If I don't write this down, I'll have to remember it word for word. And the reason I was never an actor is because I could never learn my lines. For similar reasons, in this instance a decision was made to pre-record my voice reciting the words I had written. This is the voice you are hearing now. Unless you were to be reading this at a later date, in which case, the words on paper (or screen) may be accompanied by the silent voice of the disembodied narrator we all supposedly carry inside our heads, a voice that strangely can never be absolutely pinned down in terms of tone, timbre or expression. But it was a voice I have always been acutely aware of, paradoxically because I'm not entirely sure what it sounds like. I think it might be deeper than the voice you are hearing now though.

And as a child, I would open my mouth, and expect the words I heard inside my head to some how metamorphose into sound upon contact with light and air. Perhaps it was because of this tendency, that the only significant role I have ever had in a character based stage production was playing the role of the Archbishop of Canterbury in a school pageant at about the age of nine years old. Of course, a pageant is not a proper school play, and these events were always more to do with procession and elaborate costume rather than virtuoso acting skill. The important thing to bear in mind however, is that because of the acoustic challenges of performing outdoors, it was arranged that all voices would be recorded onto tape in advance of the show, and played back through a series of loudspeakers arranged around the audience. These were mainly monologues, exposition very much directed to, and for the gathering. Now although my character had been recorded making a somewhat declamatory speech, I was told not to mime, not to mouth the actual recorded words. In fact using my mouth at all was discouraged, but rather, it was suggested that I pose, with a series of stylised gestures that bore some kind of relation to the recorded oration. An outstretched palm here, a clenched fist there. All the audience needed to do was to make the connection between my gestures and a series of words battered out of shape by the increasingly vicious prevailing winds.

This was my (partially obliterated) voice, 'spoken' by lips that were not moving. It is said that there is a moment in every ventriloquists routine that involves stumbling into a similarly a perceptual grey area - part of the ventriloquists brain is playing the part of the dummy, and another part of the brain is 'being' the ventriloquist. And apparently, every professional ventriloquist will experience a moment – especially when on some kind of improvisational roll - when the dummy will say something that the ventriloquist doesn't recognise. Something the ventriloquist hasn't heard before. Of course, he can laugh and react with the same sort of genuine surprise as the audience has, but something of an uncanny after taste remains.

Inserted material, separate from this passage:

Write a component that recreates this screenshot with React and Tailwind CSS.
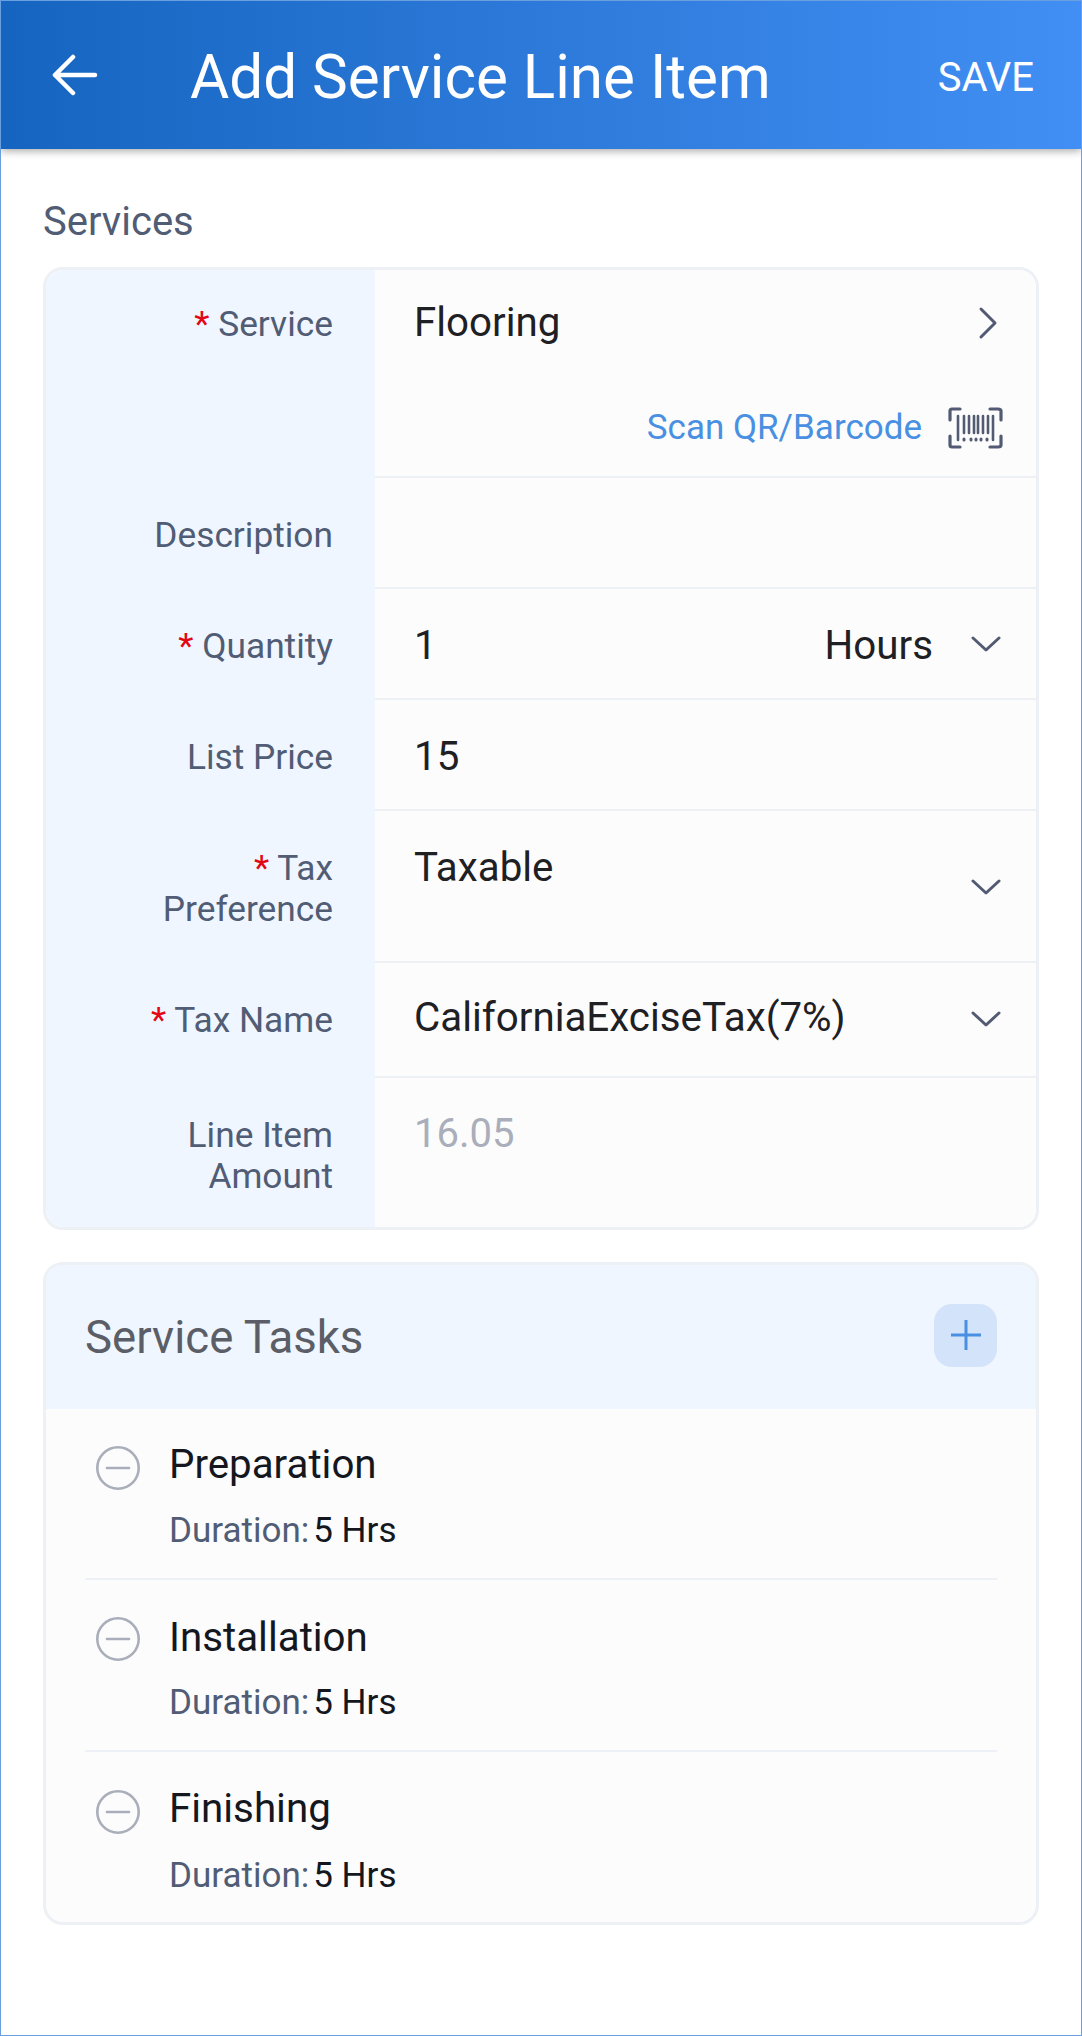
import React from "react";

const Chevron = () => (
  <svg width="30" height="18" viewBox="0 0 30 18" fill="none" stroke="#535b73" strokeWidth="3" strokeLinecap="round" strokeLinejoin="round">
    <path d="M2 3 L15 15 L28 3" />
  </svg>
);

const Barcode = () => (
  <svg width="56" height="42" viewBox="0 0 56 42" fill="none" stroke="#535b73" strokeLinecap="round" strokeLinejoin="round">
    <path d="M3 13 V4 Q3 2 5 2 H13 M43 2 H51 Q54 2 54 4 V13 M3 29 V38 Q3 40 5 40 H13 M43 40 H51 Q54 40 54 38 V29" strokeWidth="3.2" />
    <path d="M11 9 V33 M46 9 V33 M17 9 V26 M22 9 V26 M27 9 V26 M31 9 V26 M36 9 V26 M41 9 V26" strokeWidth="2.6" />
    <path d="M17 32 V33 M24 32 V33 M29 32 V33 M34 32 V33 M40 32 V33" strokeWidth="3" />
  </svg>
);

const Row = ({ label, req, h, top, border = true, children }) => (
  <div className={`flex ${h}`}>
    <div className={`w-[329px] shrink-0 bg-[#eff6ff] pl-[60px] pr-[42px] text-right text-[35.3px] leading-[41px] text-[#515c75] ${top}`}>
      {req && <span className="text-[#e30613]">* </span>}
      {label}
    </div>
    <div className={`min-w-0 flex-1 bg-[#fcfcfc] ${border ? "border-b-2 border-[#edf0f4]" : ""}`}>{children}</div>
  </div>
);

const Task = ({ name, h, iconTop, nameTop, gap, border = true }) => (
  <div className={`flex ${h} ${border ? "border-b-2 border-[#edf0f4]" : ""}`}>
    <svg className={`ml-[11px] shrink-0 ${iconTop}`} width="44" height="44" viewBox="0 0 44 44" fill="none" stroke="#a9aeba" strokeWidth="2.6">
      <circle cx="22" cy="22" r="20.7" />
      <path d="M11 22 H33" strokeLinecap="round" />
    </svg>
    <div className="ml-[29px]">
      <div className={`text-[40.3px] leading-[46px] text-[#15171f] ${nameTop}`}>{name}</div>
      <div className={`flex text-[35px] leading-[40px] ${gap}`}>
        <span className="text-[#515c75]">Duration:</span>
        <span className="ml-[4px] text-[#15171f]">5 Hrs</span>
      </div>
    </div>
  </div>
);

export default function App() {
  return (
    <div className="h-[2036px] w-[1082px] overflow-hidden border border-[#6a9fe0] bg-white font-['Roboto',sans-serif]">
      <header className="flex h-[148px] items-center bg-gradient-to-r from-[#1565c0] to-[#418ff4] shadow-[0_2px_8px_rgba(0,0,0,0.35)]">
        <svg className="ml-[51px] shrink-0" width="46" height="42" viewBox="0 0 46 42" fill="none" stroke="white" strokeWidth="4.5" strokeLinecap="round" strokeLinejoin="round">
          <path d="M21 3 L3 21 L21 39 M3 21 H43" />
        </svg>
        <h1 className="ml-[92px] pt-[5px] text-[60.2px] font-normal leading-[68px] text-white">Add Service Line Item</h1>
        <span className="ml-auto mr-[47px] pt-[5px] text-[40px] text-white">SAVE</span>
      </header>

      <div className="px-[42px]">
        <div className="mt-[51px] text-[40px] leading-[44px] text-[#515c75]">Services</div>

        <section className="mt-[23px] overflow-hidden rounded-[20px] border-[3px] border-[#edf0f4]">
          <Row label="Service" req h="h-[208px]" top="pt-[34px]">
            <div className="flex items-center justify-between pl-[39px] pr-[38px] pt-[30px]">
              <span className="text-[40.3px] leading-[46px] text-[#1f2024]">Flooring</span>
              <svg width="20" height="34" viewBox="0 0 20 34" fill="none" stroke="#535b73" strokeWidth="3" strokeLinecap="round" strokeLinejoin="round">
                <path d="M3 3 L17 17 L3 31" />
              </svg>
            </div>
            <div className="mt-[60px] flex items-center justify-end pr-[33px]">
              <span className="text-[35px] leading-[44px] text-[#4a90e2]">Scan QR/Barcode</span>
              <span className="ml-[25px] flex"><Barcode /></span>
            </div>
          </Row>
          <Row label="Description" h="h-[111px]" top="pt-[37px]" />
          <Row label="Quantity" req h="h-[111px]" top="pt-[37px]">
            <div className="flex h-full items-center pl-[39px] pr-[35px] text-[40.3px] text-[#1f2024]">
              <span className="pt-[5px]">1</span>
              <span className="ml-auto mr-[38px] pt-[5px]">Hours</span>
              <Chevron />
            </div>
          </Row>
          <Row label="List Price" h="h-[111px]" top="pt-[37px]">
            <div className="pl-[39px] pt-[34px] text-[40.3px] leading-[46px] text-[#1f2024]">15</div>
          </Row>
          <Row label="Tax Preference" req h="h-[152px]" top="pt-[37px]">
            <div className="flex h-full justify-between pl-[39px] pr-[35px]">
              <span className="pt-[34px] text-[40.3px] leading-[46px] text-[#1f2024]">Taxable</span>
              <span className="pt-[67px]"><Chevron /></span>
            </div>
          </Row>
          <Row label="Tax Name" req h="h-[115px]" top="pt-[37px]">
            <div className="flex h-full items-center justify-between pb-[2px] pl-[39px] pr-[35px] text-[40.3px] text-[#1f2024]">
              <span>CaliforniaExciseTax(7%)</span>
              <Chevron />
            </div>
          </Row>
          <Row label="Line Item Amount" h="h-[149px]" top="pt-[37px]" border={false}>
            <div className="pl-[39px] pt-[33px] text-[40px] leading-[46px] text-[#a9aeba]">16.05</div>
          </Row>
        </section>

        <section className="mt-[32px] overflow-hidden rounded-[20px] border-[3px] border-[#edf0f4] bg-[#fcfcfc]">
          <div className="flex h-[144px] items-center justify-between bg-[#eff6ff] pl-[39px] pr-[39px]">
            <span className="pt-[2px] text-[45.6px] leading-[50px] text-[#5b5e66]">Service Tasks</span>
            <div className="mb-[4px] flex h-[63px] w-[63px] items-center justify-center rounded-[18px] bg-[#d3e3f9]">
              <svg width="32" height="32" viewBox="0 0 32 32" fill="none" stroke="#4a90e2" strokeWidth="3">
                <path d="M16 1 V31 M1 16 H31" />
              </svg>
            </div>
          </div>
          <div className="mx-[39px]">
            <Task name="Preparation" h="h-[171px]" iconTop="mt-[37px]" nameTop="mt-[33px]" gap="mt-[23px]" />
            <Task name="Installation" h="h-[172px]" iconTop="mt-[37px]" nameTop="mt-[35px]" gap="mt-[22px]" />
            <Task name="Finishing" h="h-[170px]" iconTop="mt-[38px]" nameTop="mt-[34px]" gap="mt-[24px]" border={false} />
          </div>
        </section>
      </div>
    </div>
  );
}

So, as I continued to gesture, to allude to the connectedness of voice emanating from the speaker and my bodily presence, I distinctly remember undergoing some kind of miniature crisis of cognition, or in actors speak, motivation. Perhaps it was the fact that the slight reverb on the voice I heard coming from the speakers seemed suggestive of the echo of words bouncing on the inside of a skull - but all of a sudden, it struck me that what I was doing didn't represent the intended outward expression. My lips weren't moving. So I can't be speaking. But I can hear my voice. So I must be speaking. But my lips aren't moving. But I can hear my voice. As can the audience. Does this mean I'm thinking? If I am, the audience really shouldn't be able to hear that – I don't want them to - even if they were the words of a character and not me. Its hard to articulate the level of discombobulation I experienced. Maybe it lasted for just a split second, but by the culmination of my performance, my punctuative bodily gestures had collapsed inwards into a series of 'thoughtful' facial expressions, (bewildered at best, gormless at worst) with the speech (to me) becoming the voice of an internalised narrator who slipped out through a gap in my lips and was now outside of my body. So here I stood, reduced to acting out the act of thinking – I think. Thinking I would like the tape to finish so I could leave the stage. I did. And some of the parents applauded.